*** DATA FOR THIS EXERCISE

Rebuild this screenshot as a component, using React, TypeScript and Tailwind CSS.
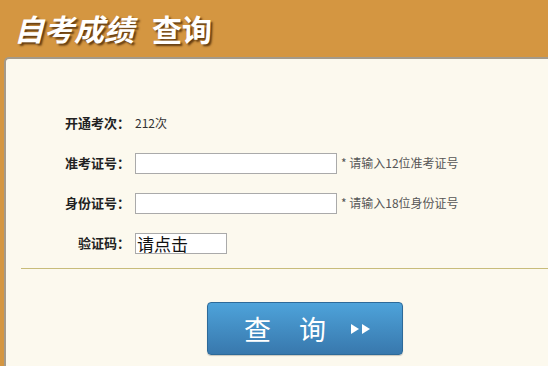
import { useState } from 'react';

const rows = [
    { label: '准考证号：', hint: '* 请输入12位准考证号' },
    { label: '身份证号：', hint: '* 请输入18位身份证号' },
];

export default function App() {
    const [values, setValues] = useState<string[]>(['', '']);

    return (
        <div className="w-[548px] h-[366px] overflow-hidden bg-[#d49641] flex flex-col" style={{ fontFamily: '"Noto Sans CJK SC", "Noto Sans", sans-serif' }}>
            {/* header */}
            <div className="h-[57px] shrink-0 flex items-center pl-[14px] pb-[2px] text-white font-bold text-[30px] leading-none [text-shadow:2px_2px_2px_rgba(60,30,0,0.75)]">
                <span className="italic">自考成绩</span>
                <span className="ml-[18px]">查询</span>
            </div>

            {/* panel */}
            <div className="flex-1 ml-[4px] bg-[#fcf9ee] rounded-tl-[5px] border-t-2 border-l-2 border-[#a49a8a] pt-[44px]">
                <div className="h-[40px] flex items-center text-[13px] text-[#222]">
                    <div className="w-[124px] text-right font-bold">开通考次：</div>
                    <div className="ml-[5px] text-[#333] text-[12px]">212次</div>
                </div>

                {rows.map((row, i) => (
                    <div key={row.label} className="h-[40px] flex items-center text-[13px] text-[#222]">
                        <div className="w-[124px] text-right font-bold">{row.label}</div>
                        <input
                            value={values[i]}
                            onChange={e => setValues(v => v.map((x, j) => (j === i ? e.target.value : x)))}
                            className="ml-[5px] w-[202px] h-[21px] bg-white border border-[#aaa] outline-none px-1 text-[12px]"
                        />
                        <span className="ml-[4px] text-[12px] text-[#555]">{row.hint}</span>
                    </div>
                ))}

                <div className="h-[40px] flex items-center text-[13px] text-[#222]">
                    <div className="w-[124px] text-right font-bold">验证码：</div>
                    <div className="ml-[5px] w-[92px] h-[21px] bg-white border border-[#aaa] flex items-center pl-[1px] text-[17px] leading-none text-[#111]">
                        请点击
                    </div>
                </div>

                <div className="ml-[15px] mt-[5px] h-px bg-[#c8bc7a]" />

                <div className="pt-[33px] pl-[201px]">
                    <button className="w-[196px] h-[53px] rounded-[4px] border border-[#2d6a99] bg-gradient-to-b from-[#4ea3da] to-[#3878ad] text-white text-[27px] leading-none flex items-center shadow-[0_1px_1px_rgba(0,0,0,0.2)]">
                        <span className="ml-[36px]">查</span>
                        <span className="ml-[28px]">询</span>
                        <span className="ml-[24px] flex items-center">
                            <svg width="22" height="12" viewBox="0 0 22 12">
                                <polygon points="1,1 9,6 1,11" fill="white" />
                                <polygon points="12,1 20,6 12,11" fill="white" />
                            </svg>
                        </span>
                    </button>
                </div>
            </div>
        </div>
    );
}
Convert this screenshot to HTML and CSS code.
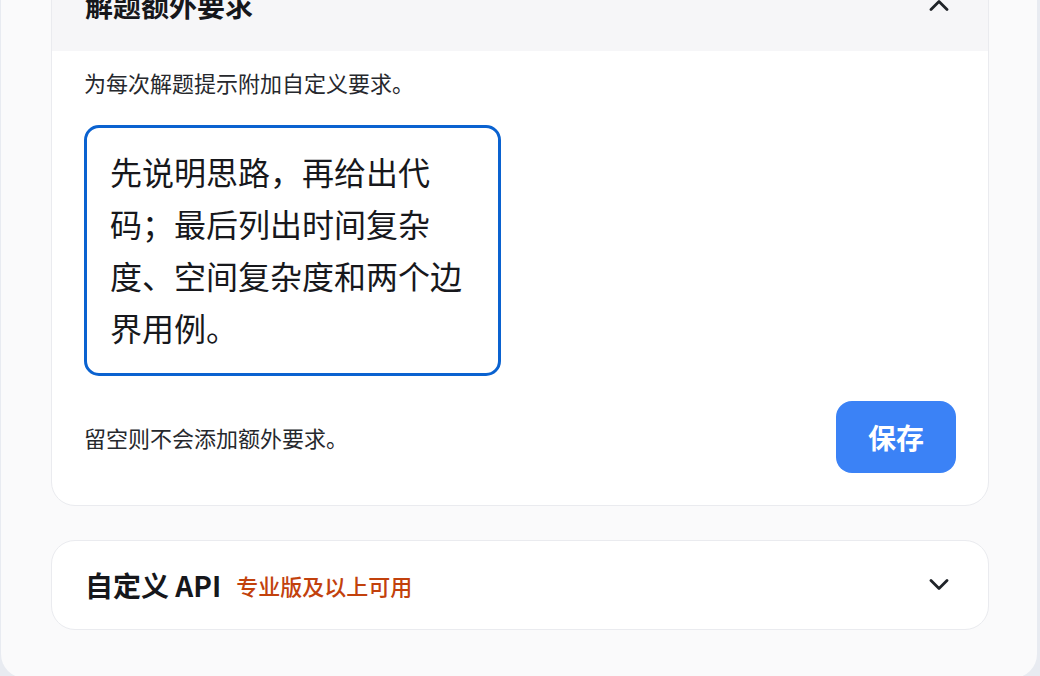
FILE: index.html
```html
<!DOCTYPE html>
<html lang="zh-CN">
<head>
<meta charset="utf-8">
<title>设置</title>
<link rel="stylesheet" href="styles.css">
</head>
<body>
<div class="panel">
  <section class="card">
    <div class="card-head head-open">
      <h2 class="card-title">解题额外要求</h2>
      <svg class="chev" width="20" height="12" viewBox="0 0 20 12"><path d="M2 10.5 L10 2.5 L18 10.5" fill="none" stroke="#1f2328" stroke-width="2.8" stroke-linecap="round" stroke-linejoin="round"/></svg>
    </div>
    <div class="card-body">
      <p class="hint">为每次解题提示附加自定义要求。</p>
      <textarea class="req">先说明思路，再给出代码；最后列出时间复杂度、空间复杂度和两个边界用例。</textarea>
      <div class="foot">
        <span class="hint">留空则不会添加额外要求。</span>
        <button class="save">保存</button>
      </div>
    </div>
  </section>
  <section class="card card-closed">
    <div class="card-head">
      <h2 class="card-title">自定义 API <span class="badge">专业版及以上可用</span></h2>
      <svg class="chev" width="20" height="12" viewBox="0 0 20 12"><path d="M2 1.5 L10 9.5 L18 1.5" fill="none" stroke="#1f2328" stroke-width="2.8" stroke-linecap="round" stroke-linejoin="round"/></svg>
    </div>
  </section>
</div>
</body>
</html>
```

FILE: styles.css
```css
html, body {
  margin: 0;
  padding: 0;
  overflow: hidden;
  background: #e8ebf1;
  font-family: "Noto Sans CJK SC", "Noto Sans", sans-serif;
  color: #1b1c20;
}

.panel {
  margin: -86px 0 0 1px;
  width: 1036px;
  box-sizing: border-box;
  padding: 48px 48px 48px 50px;
  background: #fafafb;
  border-radius: 24px;
}

.card {
  background: #fff;
  border: 1px solid #eaebef;
  border-radius: 24px;
  overflow: hidden;
}

.card-closed {
  margin-top: 34px;
}

.card-head {
  height: 88px;
  box-sizing: border-box;
  display: flex;
  align-items: center;
  justify-content: space-between;
  padding: 0 39px 0 33px;
}

.head-open {
  background: #f6f6f8;
  padding-bottom: 4px;
}

.card-title {
  margin: 0;
  font-size: 28px;
  font-weight: 700;
  color: #16171b;
  display: flex;
  align-items: center;
}

.badge {
  margin-left: 15px;
  font-size: 22px;
  font-weight: 500;
  color: #c2410c;
}

.chev {
  display: block;
}

.card-body {
  padding: 15px 32px 32px 32px;
}

.hint {
  margin: 0;
  font-size: 22px;
  line-height: 32px;
  color: #26282d;
}

.card-body > .hint {
  margin-bottom: 27px;
}

.req {
  display: block;
  box-sizing: border-box;
  width: 417px;
  height: 251px;
  border: 3px solid #0a62d0;
  border-radius: 15px;
  padding: 17px 23px 21px;
  font-family: "Noto Sans CJK SC", sans-serif;
  font-size: 32px;
  line-height: 52px;
  color: #17181c;
  resize: none;
  outline: none;
  overflow: hidden;
  background: #fff;
}

.foot {
  margin-top: 25px;
  display: flex;
  align-items: center;
  justify-content: space-between;
}

.save {
  width: 120px;
  height: 72px;
  border: none;
  border-radius: 16px;
  background: #3b82f6;
  color: #fff;
  font-family: "Noto Sans CJK SC", sans-serif;
  font-size: 28px;
  font-weight: 700;
  cursor: pointer;
}
```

******

Output the records above as they stand, from the first line to the line with "const [values, setValues]", inclusive, and exclude the pictures.

■ **WORKED SOLUTION**
Rebuild this screenshot as a component, using React, TypeScript and Tailwind CSS.
import { useState } from 'react';

const rows = [
    { label: '准考证号：', hint: '* 请输入12位准考证号' },
    { label: '身份证号：', hint: '* 请输入18位身份证号' },
];

export default function App() {
    const [values, setValues] = useState<string[]>(['', '']);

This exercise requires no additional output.